Given what I do, it is not unusual for me to meet investors who have become extremely wealthy in the stock markets as also those who have lost a sizeable portion of their wealth. The very nature of the market is such that “for every successful investor there will be someone who lost money”. The quote below summaries the reason for this, in the most articulate manner:
“One of the funny things about the stock market is that every time one person buys, another sells, and both think they are astute” – Peter Lynch
Share prices change because there is always someone willing to buy what you are selling at a certain price, if not, the trade would simply not happen. Of course, how share prices change in future is what will determine the merits of a trade and will reward the buyer / seller accordingly.
So remember, the next time you are planning to buy / sell a share, read this quote by Lynch, I bet you will think 100 times before placing that order.
The biggest reason why so much money gets lost in shares is because people jump into the share markets with little idea about how they really work. Those who are yet unclear on why Lynch would quote as above, often spend hours executing complex option strategies. On the other side of each trade is usually someone who has spent a lifetime sharpening his skills and training his psyche to undertake such activities. He is confident of what he is doing. Often intelligent, well connected, and conscious that he will be executing trades for a very long time in future.
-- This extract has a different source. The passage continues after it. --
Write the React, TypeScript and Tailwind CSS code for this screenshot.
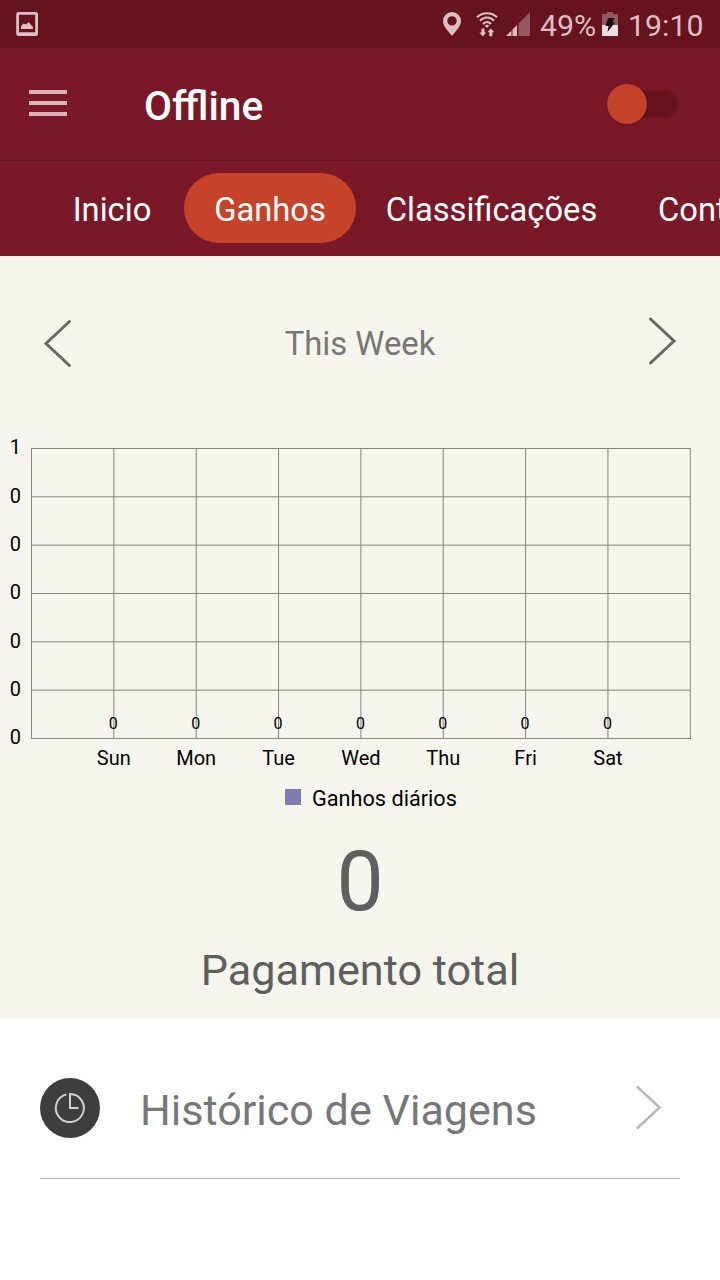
import React from "react";

const days = ["Sun", "Mon", "Tue", "Wed", "Thu", "Fri", "Sat"];
const yLabels = ["1", "0", "0", "0", "0", "0", "0"];

function StatusBar() {
  return (
    <div className="flex h-12 shrink-0 items-center bg-[#66131f] pr-[17px] pl-4 text-[#dcbfc3]">
      <svg width="22" height="24" viewBox="0 0 22 24" fill="none">
        <path
          fillRule="evenodd"
          d="M2.5 0h17A2.3 2.3 0 0 1 22 2.3v19.4a2.3 2.3 0 0 1-2.3 2.3H2.5A2.3 2.3 0 0 1 .2 21.700V2.300A2.300 2.300 0 0 1 2.500 0zM3 2.700v17.500h16.200V2.700z"
          fill="currentColor"
        />
        <path d="M5 17v-2.500l2.500-3 2.500 1 2.700-2.500 2.300 3 2 1.700V17z" fill="currentColor" />
      </svg>
      <div className="ml-auto flex items-center">
        <svg width="18" height="24" viewBox="0 0 18 24" fill="none">
          <path
            fillRule="evenodd"
            d="M9 0a9 9 0 0 1 9 9c0 4.500-4 9-9 15C4 18 0 13.500 0 9a9 9 0 0 1 9-9zm0 4.200a4.700 4.700 0 1 0 0 9.400 4.700 4.700 0 0 0 0-9.400z"
            fill="currentColor"
          />
        </svg>
        <svg className="ml-[14px]" width="24" height="26" viewBox="0 0 24 26" fill="none">
          <g stroke="currentColor" strokeWidth="2">
            <path d="M2 6.300C7.500.800 16.500.800 22 6.300" />
            <path d="M5 9.700c4-4.300 10-4.300 14 0" />
            <path d="M8 13c2.400-2.600 5.600-2.600 8 0" />
          </g>
          <path d="M9.700 14.800c1.400-1.300 3.200-1.300 4.600 0L12 17z" fill="currentColor" />
          <path d="M6.500 17.500h3v4h1.700l-3.400 4-3.400-4h2.100zM14.300 25.200h3v-4h1.900l-3.400-4-3.400 4h1.900z" fill="currentColor" />
        </svg>
        <svg className="ml-[7px]" width="24" height="24" viewBox="0 0 24 24">
          <path d="M24 0v24H12.500V11.500z" fill="#945660" />
          <path d="M5.500 18.500V24H0zM11 13v11H6.500v-6.500z" fill="currentColor" />
        </svg>
        <span className="ml-[10px] w-[56px] pt-[3px] text-[30.300px] leading-[45px] whitespace-nowrap">49%</span>
        <svg className="ml-[6px]" width="16" height="24" viewBox="0 0 16 24">
          <path d="M5 0h6v2h5v11H0V2h5z" fill="#945660" />
          <path d="M0 13h16v11H0z" fill="#f0dfe1" />
          <path d="M6 6h6.500l-2 4.500H13L5.500 20l1-6H3.500z" fill="#111" />
        </svg>
        <span className="ml-[10px] w-[75px] pt-[3px] text-[30.300px] leading-[45px] whitespace-nowrap">19:10</span>
      </div>
    </div>
  );
}

function Header() {
  return (
    <header className="flex h-[113px] shrink-0 items-center border-b border-[#64121e] pr-[42px] pl-[29px]">
      <button className="flex w-[38px] flex-col gap-[7px] pb-[3px]" aria-label="Menu">
        <span className="h-1 bg-[#dcb5bb]" />
        <span className="h-1 bg-[#dcb5bb]" />
        <span className="h-1 bg-[#dcb5bb]" />
      </button>
      <h1 className="ml-[77px] pt-1 text-[40.700px] leading-[48px] font-medium text-white">Offline</h1>
      <button className="mb-px ml-auto flex h-7 w-[71px] items-center rounded-full bg-[#66131f]" aria-label="Online">
        <span className="size-10 shrink-0 rounded-full bg-[#c44229] shadow-[0_1px_3px_rgba(0,0,0,0.3)]" />
      </button>
    </header>
  );
}

function Tabs() {
  const base = "flex h-[70px] shrink-0 items-center pt-1.5 text-[32.700px] text-white";
  return (
    <nav className="flex h-[95px] shrink-0 overflow-hidden pt-3 pl-10">
      <button className={`${base} w-36 justify-center`}>Inicio</button>
      <button className={`${base} w-[172px] justify-center rounded-full bg-[#c6432a]`}>Ganhos</button>
      <button className={`${base} w-[271px] justify-center`}>Classificações</button>
      <button className={`${base} pl-[31px]`}>Conta</button>
    </nav>
  );
}

function Chart() {
  const x = (i: number) => 31.5 + i * 82.35;
  const y = (i: number) => 28.5 + i * 48.33;
  return (
    <svg className="block shrink-0" width="720" height="400" viewBox="0 0 720 400" fontSize="20" fill="#000">
      <g stroke="#858581" strokeWidth="1">
        {yLabels.map((_, i) => (
          <line key={i} x1="31" x2="691" y1={y(i)} y2={y(i)} />
        ))}
        {[0, ...days.map((_, i) => i + 1), 8].map((i) => (
          <line key={i} x1={x(i)} x2={x(i)} y1="28" y2="319" />
        ))}
      </g>
      {yLabels.map((v, i) => (
        <text key={i} x="21" y={y(i) + 5.7} textAnchor="end">
          {v}
        </text>
      ))}
      {days.map((d, i) => (
        <g key={d} textAnchor="middle">
          <text x={x(i + 1) - 0.5} y="309" fontSize="16">
            0
          </text>
          <text x={x(i + 1)} y="345">
            {d}
          </text>
        </g>
      ))}
      <rect x="285" y="369" width="16" height="16" fill="#7f7bb3" />
      <text x="312" y="386" fontSize="21.700">
        Ganhos diários
      </text>
    </svg>
  );
}

export default function App() {
  return (
    <div className="flex h-[1280px] w-[720px] flex-col overflow-hidden bg-white font-['Roboto',sans-serif]">
      <StatusBar />
      <div className="flex flex-col bg-[#7a1828]">
        <Header />
        <Tabs />
      </div>
      <main className="flex h-[762px] shrink-0 flex-col bg-[#f6f5ee]">
        <div className="flex h-[164px] shrink-0 items-center justify-between px-[43px] pt-3">
          <svg className="mb-0.5" width="30" height="50" viewBox="0 0 30 50" fill="none" stroke="#696966" strokeWidth="3" strokeLinecap="round">
            <path d="M26.500 3.500 3 25.500 26.500 47.500" />
          </svg>
          <span className="text-[32.800px] leading-10 text-[#777774]">This Week</span>
          <svg className="mb-1" width="30" height="50" viewBox="0 0 30 50" fill="none" stroke="#696966" strokeWidth="3" strokeLinecap="round">
            <path d="M3.500 2 27 24 3.500 46" />
          </svg>
        </div>
        <Chart />
        <div className="flex flex-col items-center text-[#5f5f5f]">
          <span className="pt-3 text-[84px] leading-[100px]">0</span>
          <span className="pt-[11px] text-[43.200px] leading-[56px]">Pagamento total</span>
        </div>
      </main>
      <button className="mx-10 flex h-[161px] shrink-0 items-center border-b border-[#b3b3b3] pt-5 text-left">
        <svg width="60" height="60" viewBox="0 0 60 60" fill="none">
          <circle cx="30" cy="30" r="30" fill="#3e3e3e" />
          <path d="M26.500 16.400A14 14 0 1 0 30 16v14h8.500" stroke="#d0d0d0" strokeWidth="2" />
        </svg>
        <span className="ml-10 pt-1.5 text-[43.100px] leading-[56px] whitespace-nowrap text-[#777]">Histórico de Viagens</span>
        <svg className="mr-[18px] mb-[3px] ml-auto" width="28" height="46" viewBox="0 0 28 46" fill="none" stroke="#b8b8b8" strokeWidth="2.500" strokeLinecap="round">
          <path d="M3.500 3 25.500 23.500 3.500 44" />
        </svg>
      </button>
    </div>
  );
}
As share prices change, money also (regularly) changes hands between market participants and it’s not hard to guess which way it flows in a scenario like the one above. The perception this causes is such that the average person starts viewing the stock market as a place for legalized gambling, where every morning people place bets and win or lose small or big amounts of money. The truth is that this is exactly what seems to be happening for many of them. At least until they get tired of betting.
Fortunately or unfortunately – once listed, how share prices change is BASED PURELY ON THE DEMAND AND SUPPLY OF SHARES. When more people demand a share, its price moves, when more people sell it, its price moves down. This demand and supply establishes an equilibrium price which is where the share trades. It is a rather simple mechanism, though one frequently overlooked:‘Price of a share changes because of the demand and supply pressure on the share and ‘FOR ABSOLUTELY NO OTHER REASON’.
If for absolutely no reason, a few of us got together and started buying a large number of shares in a loss making company, the share price of such company could indeed rise dramatically.
How share prices change – discovering the ‘Equilibrium Price’
I don’t want to get into any technical aspects but it may be helpful to understand the concept of equilibrium price. In stock markets you can see this equilibrium price being created by the demand and supply pressure on shares. Look at the screenshot of this company’s shares trading on the exchange.
Buyers and sellers have entered their bids at prices at which they will be willing to buy and sell the disclosed quantity of shares. In addition to the pre-entered bids, you can also buy in the open market. So for example if you place an order for 10,000 shares at the market price of Rs. 66.65, instead of entering a price limit bid, the market will quickly buy 10,000 shares at whatever price they are available. In the above example, you will end up buying the lots of 368, 296, 1, 5310 (circled in red) and a part of the lot of 5,749 (i.e. until you get 10,000 shares). This will disturb the equilibrium because the price will suddenly shoot up to Rs. 66.90 levels. When it finds no buyers at those levels, it will come down gradually to wherever it finds buying and selling equilibrium.
It is important to keep in mind that while buying and selling (or demand and supply) of shares should be based on reasons such as growth prospects of the company, an estimation of corporate profits in future, success of company’s products and other such business reasons; even if buying and selling happens for no reason at all, it will still have the same effect on the share price. Stock market operators and manipulators regularly indulge in such aggressive buying and selling to give the impression that something big is afoot. The idea often is to bring in more investors to buy a sharply rising share. Once the price of the share rises substantially, the operators sell their entire holding and exit with a handsome profit.
There can be many reasons why some people lose money in the stock market. I too agree that the biggest reason is they buy high and sell low.
This post is good answer to Why do people lose money in stocks. Your tips to Avoid Losing, is helpful.
It will be worth adding some points:
Steps to Avoid Losing
*Take Emotions Out of the Equation
*Never Invest more than 4% of your capital in any one position
*Do not Be An Action Junkie
Yes Sumit. I agree with taking emotions out a 100 %. I did write a post on that aspect a few days back. Here is a link to that:
Hope you like it!
Very helpful. I always wanted to understand how this works.
VERY USEFULL THX FOR WRITING SUCH GOOD BLOGS
Request you to please explain, How circuit levels determined for intraday in stocks. what is the calculation for upper circuit levels and lower circuit levels.
Sir,no company pay directly any money to shareholders then, why during trading people increase the demand of share to buy by seeing company’s performance or profit?
What is the benefit of company’s growth?why company’s growth affects demand and supply
Sometimes,they pay dividend but generally not.